Yes, you can take the constant C to be zero. It is assumed that the speed $v$ of the electrons can be taken to be essentially zero at the cathode. So the charge density $\rho$ must be very large at the cathode because the current $\rho vS$ has a finite value that is independent of $x$. So, $\frac{1}{\rho^2}$ can be taken to be negligible at the cathode.

The equation $ω\sqrt \frac {U} {V} =ε\frac {d^2 V} {d x^2}$ can be solved easily by first multiplying both sides by $\frac {dV}{dx}$ and then integrating.

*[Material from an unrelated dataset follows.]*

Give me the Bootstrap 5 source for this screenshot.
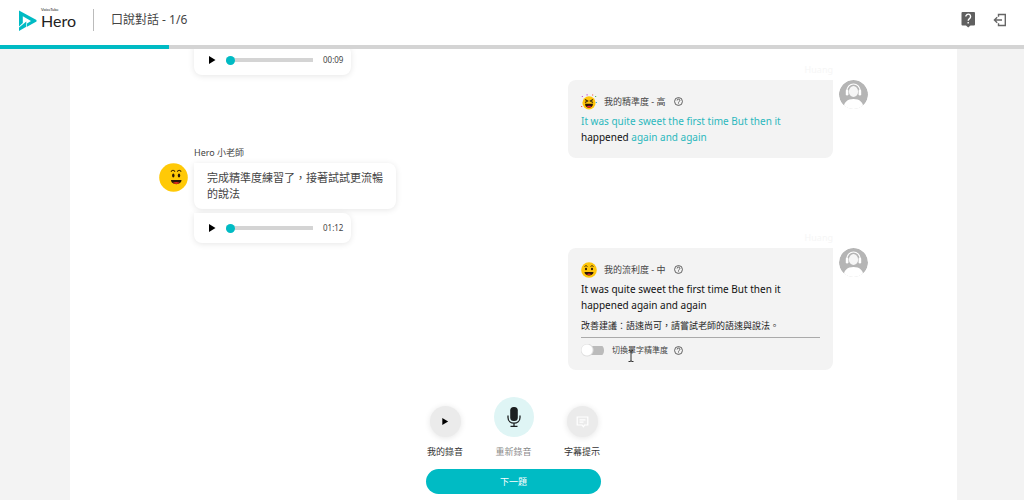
<!DOCTYPE html>
<html lang="zh-Hant">
<head>
<meta charset="utf-8">
<meta name="viewport" content="width=device-width, initial-scale=1">
<title>口說對話</title>
<link href="https://cdn.jsdelivr.net/npm/bootstrap@5.3.0/dist/css/bootstrap.min.css" rel="stylesheet">
<style>
:root { --teal: #00bbc4; --soft: #f3f3f3; }
body { font-family: "Noto Sans", "Noto Sans CJK TC", sans-serif; font-size: 9px; line-height: 14px; color: #444; background: #fff; }
button { border: 0; padding: 0; background: none; color: inherit; }
svg { display: block; flex: none; }
.topbar { height: 45px; padding: 0 16px 4px 18px; }
.brand { color: #222; font-family: Lato, sans-serif; }
.brand-mini { font-size: 4px; line-height: 6px; }
.brand-name { font-size: 16px; line-height: 16px; }
.title-sep { width: 1px; height: 22px; background: #bbb; margin: 0 17px 0 17px; }
.page-title { font-size: 12px; line-height: 18px; font-weight: 400; }
.progress.lesson { height: 4px; border-radius: 0; background: #d4d4d4; }
.lesson .progress-bar { background: var(--teal); }
.stage { background: var(--soft); padding: 0 67px 0 70px; }
.sheet { background: #fff; }
.chat { padding: 0 89px 27px; gap: 5px; }
.msg { gap: 6px; }
.avatar { width: 29px; height: 29px; }
.sender { position: absolute; bottom: calc(100% + 3px); white-space: nowrap; }
.sender-me { right: 0; color: #f6f6f6; }
.bubble { border-radius: 8px; width: 265px; background: var(--soft); padding: 13px; border-top-right-radius: 0; }
.bubble-hero { width: 202px; background: #fff; border-radius: 0 8px 8px 8px; padding: 7px 13px; font-size: 11px; line-height: 16px; box-shadow: 0 1px 6px #0000001a; }
.player { width: 157px; height: 30px; background: #fff; border-radius: 0 8px 8px 8px; padding: 0 8px 0 14px; box-shadow: 0 1px 6px #0000001a; font-size: 8px; }
.seek { appearance: none; width: 87px; height: 9px; margin: 0 10px; background: linear-gradient(#d4d4d4, #d4d4d4) center / 100% 4px no-repeat; border-radius: 3px; }
.seek::-webkit-slider-thumb { appearance: none; width: 9px; height: 9px; border-radius: 50%; background: var(--teal); }
.score { gap: 7px; height: 17px; }
.speech { font-size: 10px; line-height: 16px; color: #111; margin: 3px 0 0; }
.good { color: #2bb8bd; }
.advice { color: #222; margin: 6px 0 4px; }
.rule { margin: 0; border-top: 1px solid #aaa; opacity: 1; }
.toggle-row { gap: 8px; font-size: 8px; padding-top: 5px; }
.toggle-text { margin-right: -3px; }
.toggle { appearance: none; width: 23px; height: 13px; margin: 0; background: radial-gradient(circle at 6px 6px, #fff 5px, #ddd 6px, transparent 7px), linear-gradient(#bbb, #bbb) right center / 18px 9px no-repeat; border-radius: 6px; }
.ibeam { position: absolute; left: 15px; top: 6px; }
.controls { width: 175px; padding-bottom: 6px; }
.control-item { width: 38px; color: #333; white-space: nowrap; }
.round { width: 31px; height: 31px; border-radius: 50%; background: #ebebeb; box-shadow: 0 1px 6px #0000001a; margin-bottom: 8px; }
.round-mic { width: 40px; height: 40px; background: #dff5f5; box-shadow: none; }
.next { background: var(--teal); color: #fff; height: 25px; margin-top: 10px; }
</style>
</head>
<body class="d-flex flex-column vh-100 overflow-hidden">
<svg width="0" height="0" class="position-absolute" aria-hidden="true">
  <symbol id="help" viewBox="0 0 12 12"><circle cx="6" cy="6" r="4.300" fill="none" stroke="#444" stroke-width=".9"/><path d="M4.500 4.900a1.500 1.500 0 1 1 2.300 1.200q-.8.500-.8 1.200M6 8.100v.8" fill="none" stroke="#444" stroke-width=".9"/></symbol>
  <symbol id="play" viewBox="0 0 8 10"><path d="M1 1l6.500 4-6.500 4z" fill="#000"/></symbol>
  <symbol id="me" viewBox="0 0 29 29"><clipPath id="disc"><circle cx="14.500" cy="14.500" r="14.500"/></clipPath><g clip-path="url(#disc)"><circle cx="14.500" cy="14.500" r="14.500" fill="#b5b5b5"/><path d="M4.500 29c0-7 4-10 10-10s10 3 10 10z" fill="#fff"/><ellipse cx="14.500" cy="11.500" rx="4.600" ry="5.400" fill="#f6f6f6"/><path d="M7.800 11.500C7.800 1.500 21.200 1.500 21.200 11.500" fill="none" stroke="#fff" stroke-width="1.200"/><rect x="6.800" y="9.500" width="2.600" height="6" rx="1.300" fill="#fff"/><rect x="19.600" y="9.500" width="2.600" height="6" rx="1.300" fill="#fff"/></g></symbol>
</svg>

<header class="topbar d-flex align-items-center">
  <a href="#" class="brand d-flex align-items-center text-decoration-none">
    <svg width="19" height="22" viewBox="0 0 19 22"><path d="M1 1.500L18.500 11v1.600L9 17.800v-3.400l4-2.500L4.800 7.200V14L1 17.500z" fill="#00bbc4"/><path d="M1 22v-3.500l7.300-6v5.200z" fill="#00bbc4"/></svg>
    <span class="d-flex flex-column ms-1 pb-1"><span class="brand-mini">VoiceTube</span><span class="brand-name">Hero</span></span>
  </a>
  <span class="title-sep"></span>
  <h1 class="page-title m-0">口說對話 - 1/6</h1>
  <button type="button" class="ms-auto me-3" aria-label="說明"><svg width="16" height="18" viewBox="0 0 16 18"><path d="M2.500 1h11.500a1 1 0 0 1 1 1v11.500a1 1 0 0 1-1 1H10.500L8.200 16.600 6 14.500H2.500a1 1 0 0 1-1-1V2a1 1 0 0 1 1-1z" fill="#606060"/><path d="M5.800 5.600a2.400 2.400 0 1 1 3.700 2Q8.200 8.500 8.200 9.800M8.200 11v1.600" fill="none" stroke="#fff" stroke-width="1.400"/></svg></button>
  <button type="button" aria-label="離開"><svg width="16" height="16" viewBox="0 0 16 16" fill="none" stroke="#666" stroke-width="1.400"><path d="M6.500 4.800V2.500h6.800v11H6.500v-2.300M10 8H2.500M5.200 5.200L2.400 8l2.800 2.800"/></svg></button>
</header>
<div class="progress lesson flex-shrink-0" role="progressbar" aria-label="進度" aria-valuenow="1" aria-valuemin="0" aria-valuemax="6"><div class="progress-bar" style="width:16.5%"></div></div>

<main class="stage flex-fill overflow-hidden">
  <div class="sheet h-100 d-flex flex-column">
    <section class="chat flex-fill d-flex flex-column justify-content-end overflow-hidden">
      <div class="msg d-flex">
        <span class="avatar"></span>
        <div class="player d-flex align-items-center">
          <button type="button" aria-label="播放"><svg width="8" height="10"><use href="#play"/></svg></button>
          <input class="seek" type="range" value="0" aria-label="播放位置"><span>00:09</span>
        </div>
      </div>
      <div class="msg d-flex justify-content-end">
        <div class="bubble position-relative">
          <span class="sender sender-me">Huang</span>
          <div class="score d-flex align-items-center">
            <svg width="16" height="16" viewBox="0 0 16 16"><circle cx="8" cy="8.800" r="6.600" fill="#ffc60a"/><path d="M4 5.500l2.700 1.500L4 8.500M12 5.500L9.300 7 12 8.500" fill="none" stroke="#3a2a10" stroke-width="1.100"/><path d="M4 9.700h8c0 5.500-8 5.500-8 0z" fill="#2a1608"/><path d="M5.500 12.700q2.500-1.800 5 0-2.500 1.800-5 0" fill="#e23"/><path d="M.8 2.500h1.200M5.500.8h1.200" stroke="#c35bd8" stroke-width="1.200"/><path d="M11 1h1.200M0 12.500h1.200" stroke="#f6604a" stroke-width="1.200"/><path d="M14 2.500h1.200" stroke="#58bd5b" stroke-width="1.200"/><path d="M14.800 8.500H16" stroke="#33a6df" stroke-width="1.200"/></svg>
            <span>我的精準度 - 高</span><svg width="11" height="11"><use href="#help"/></svg>
          </div>
          <p class="speech"><span class="good">It was quite sweet the first time But then it</span> happened <span class="good">again and again</span></p>
        </div>
        <svg class="avatar"><use href="#me"/></svg>
      </div>
      <div class="msg d-flex">
        <svg class="avatar" viewBox="0 0 29 29"><circle cx="14.500" cy="14.500" r="14.300" fill="#ffc907"/><path d="M12 8.600q2-2.600 4 0M18.200 8.600q2-2.600 4 0" fill="none" stroke="#3a2200" stroke-width="1.100"/><ellipse cx="14.300" cy="12.500" rx="1.200" ry="1.900" fill="#2a1608"/><ellipse cx="20" cy="12.500" rx="1.200" ry="1.900" fill="#2a1608"/><path d="M12 17h10.500c0 5.500-10.500 5.500-10.500 0z" fill="#2a1608"/><path d="M13.800 19.800q3.500-1.800 7 0-3.500 2.400-7 0" fill="#e22b1e"/></svg>
        <div class="position-relative d-flex flex-column gap-1">
          <span class="sender">Hero 小老師</span>
          <div class="bubble-hero">完成精準度練習了，接著試試更流暢的說法</div>
          <div class="player d-flex align-items-center">
            <button type="button" aria-label="播放"><svg width="8" height="10"><use href="#play"/></svg></button>
            <input class="seek" type="range" value="0" aria-label="播放位置"><span>01:12</span>
          </div>
        </div>
      </div>
      <div class="msg d-flex justify-content-end">
        <div class="bubble position-relative">
          <span class="sender sender-me">Huang</span>
          <div class="score d-flex align-items-center">
            <svg width="16" height="16" viewBox="0 0 16 16"><circle cx="8" cy="8" r="7.800" fill="#ffc60a"/><path d="M3.500 4.500q1.500-1.800 3 0M9.500 4.500q1.500-1.800 3 0" fill="none" stroke="#3a2200" stroke-width=".9"/><ellipse cx="5" cy="7" rx="1" ry="1.300" fill="#2a1608"/><ellipse cx="11" cy="7" rx="1" ry="1.300" fill="#2a1608"/><path d="M3.500 10h9c0 4.500-9 4.500-9 0z" fill="#2a1608"/><path d="M5.800 12.200q2.200-1.200 4.400 0-2.200 1.400-4.400 0" fill="#e23"/></svg>
            <span>我的流利度 - 中</span><svg width="11" height="11"><use href="#help"/></svg>
          </div>
          <p class="speech">It was quite sweet the first time But then it happened again and again</p>
          <p class="advice">改善建議：語速尚可，請嘗試老師的語速與說法。</p>
          <hr class="rule">
          <div class="toggle-row d-flex align-items-center">
            <input class="toggle" type="checkbox" role="switch" id="wordScore">
            <label for="wordScore" class="toggle-text position-relative">切換單字精準度<svg class="ibeam" width="8" height="14" viewBox="0 0 8 14"><path d="M1.500 1.500h2l.5.800.5-.8h2M4 2v10M1.500 12.500h2l.5-.8.5.8h2" fill="none" stroke="#333"/></svg></label>
            <svg width="11" height="11"><use href="#help"/></svg>
          </div>
        </div>
        <svg class="avatar"><use href="#me"/></svg>
      </div>
    </section>

    <footer class="controls mx-auto">
      <div class="d-flex justify-content-between align-items-end">
        <button type="button" class="control-item d-flex flex-column align-items-center"><span class="round d-flex align-items-center justify-content-center"><svg width="8" height="9"><use href="#play"/></svg></span>我的錄音</button>
        <button type="button" class="control-item d-flex flex-column align-items-center text-black-50"><span class="round round-mic d-flex align-items-center justify-content-center"><svg width="16" height="22" viewBox="0 0 16 22"><rect x="4.200" y="1" width="7.600" height="14" rx="3.500" fill="#1b1f20"/><path d="M2 9.500v2c0 7.500 12 7.500 12 0v-2M8 17v3.500M4.500 20.300h7" fill="none" stroke="#1b1f20" stroke-width="1.300"/></svg></span>重新錄音</button>
        <button type="button" class="control-item d-flex flex-column align-items-center"><span class="round d-flex align-items-center justify-content-center"><svg width="13" height="12" viewBox="0 0 13 12" fill="none" stroke="#fff" stroke-width="1.200"><path d="M1.200 1h10.600v8H8.500l-1 1.800L6 9H1.200zM3.500 3.800h6M3.500 6.200h4"/></svg></span>字幕提示</button>
      </div>
      <button type="button" class="next rounded-pill w-100">下一題</button>
    </footer>
  </div>
</main>
<script src="https://cdn.jsdelivr.net/npm/bootstrap@5.3.0/dist/js/bootstrap.bundle.min.js"></script>
</body>
</html>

Another way to derive the differential equation for $V$ is to set up conservation of energy as $\frac{1}{2}mv^2 = eV$ and solve for $v$. Sub this into $\rho = -\frac{I}{vS}$ where $I$ is the magnitude of the current (so that $I$ is a positive number). Then use this in your equation (1) to get the desired second-order differential equation for $V$. This way, you avoid having to set up and solve a differential equation for $\rho$.

 

[HotFurnace]

Yes! I got the correct answer now. Last time I used Wolfram Alpha to solve the differential equation and then it showed something like this:

It really confused me and led me to the conclusion that the equation was wrong.

 

[TSny]

OK, glad it worked out. Wow, that output from Wolfram Alpha is intimidating! Yikes.